You recorded EP 1 in Montreal in the dead of winter. How’d you get that summery feel?

“Most of the writing was in California, in San Jose, where it was blazing hot all the time and blue skies. I was really pushing myself with this project. I love pop music, and I wanted to write pop music like the stuff I listened to when I was six driving in the car — these crazy coked-up pop songs that would come on the radio. I wanted to do an analog, melted version of that. When we started recording in Montreal, it was like minus-30 degrees Celsius a couple of days. There was a blizzard. We walked from the Airbnb to the studio bundled up. I was used to it. I think the rest of the band acclimatized to it pretty well. But, there was a dichotomy, being in this frozen hellscape and recording these songs.”

How do the recorded versions of these songs differ from the live ones?

“The record is definitely cleaner. It’s maybe a little more nuanced on record. Live, it’s got more visceral impact, because everything is so blown out.”

Growing up in the ‘80s, did you get into synth-pop before punk rock, since all those British New Wave bands were all over the radio?

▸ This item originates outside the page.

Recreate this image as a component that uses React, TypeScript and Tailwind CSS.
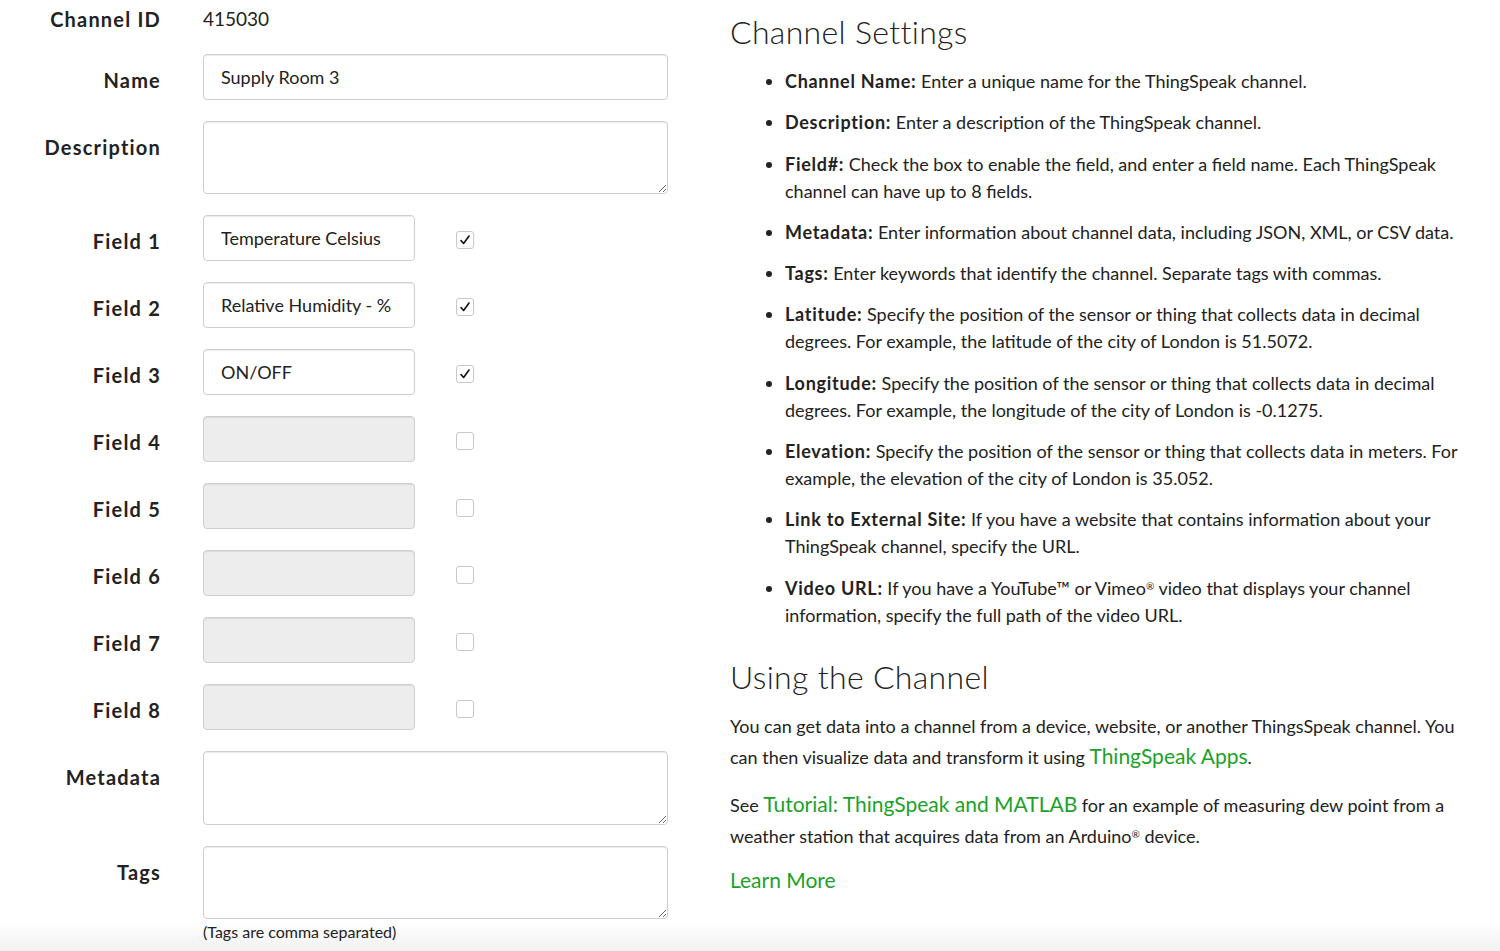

“I [recently] watched this great documentary called Synth Britannia, this BBC thing. It’s amazing. It traces the roots of post-punk mutating into what would become the default pop setting for the planet by the mid-‘80s. I think listening to that stuff — [the Vapors’] “Turning Japanese” or even Flock of Seagulls — as a child prepared me for the visceral impact or angular sounds of things that came later in life, like Fugazi or Sonic Youth.”

It seems fitting to talk about ‘80s synth-pop now, since so much of that music was infused with Cold War paranoia, and at the moment, we’re butting heads with the Russians again.

“Except for this time, there’s no ideological component, which is fucking terrifying, right? [Laughs] It’s really unpleasant. One of the most chilling things for me was to watch a few pretty big news stories unfolding in the U.S., now that I live here, and watching there be a big frothy hubbub on Twitter for a day, and then nothing. No physical protest. No checks and balances. Like the NSA thing. As they kept revealing more information, it became more comically evil. The old hippy guy that used to talk to you about [the CIA program] MK Ultra and mind control and mass surveillance — that guy’s actually right. We live in this fucking horrible dystopia. What makes it even more horrible is that people don’t give a shit.”

Getting back to the music, you’ve talked about how you want Operators to be a viable live band — kind of the opposite of all those chillwave bands a few years back that used laptops and had no stage presence. Have you ever been at a show where, like, someone’s screensaver has come on and ruined everything?

“Absolutely. Even with dance music. In Montreal, [U.K. dubstep producer] Rusko came and played, and he was running Fruity Loops and projecting stuff from his computer, and his computer just died in the middle of his set. It was just the Windows startup boot thing on the screen, and there were, like, 500 people there just staring at the Windows boot screen. Which is a bummer.”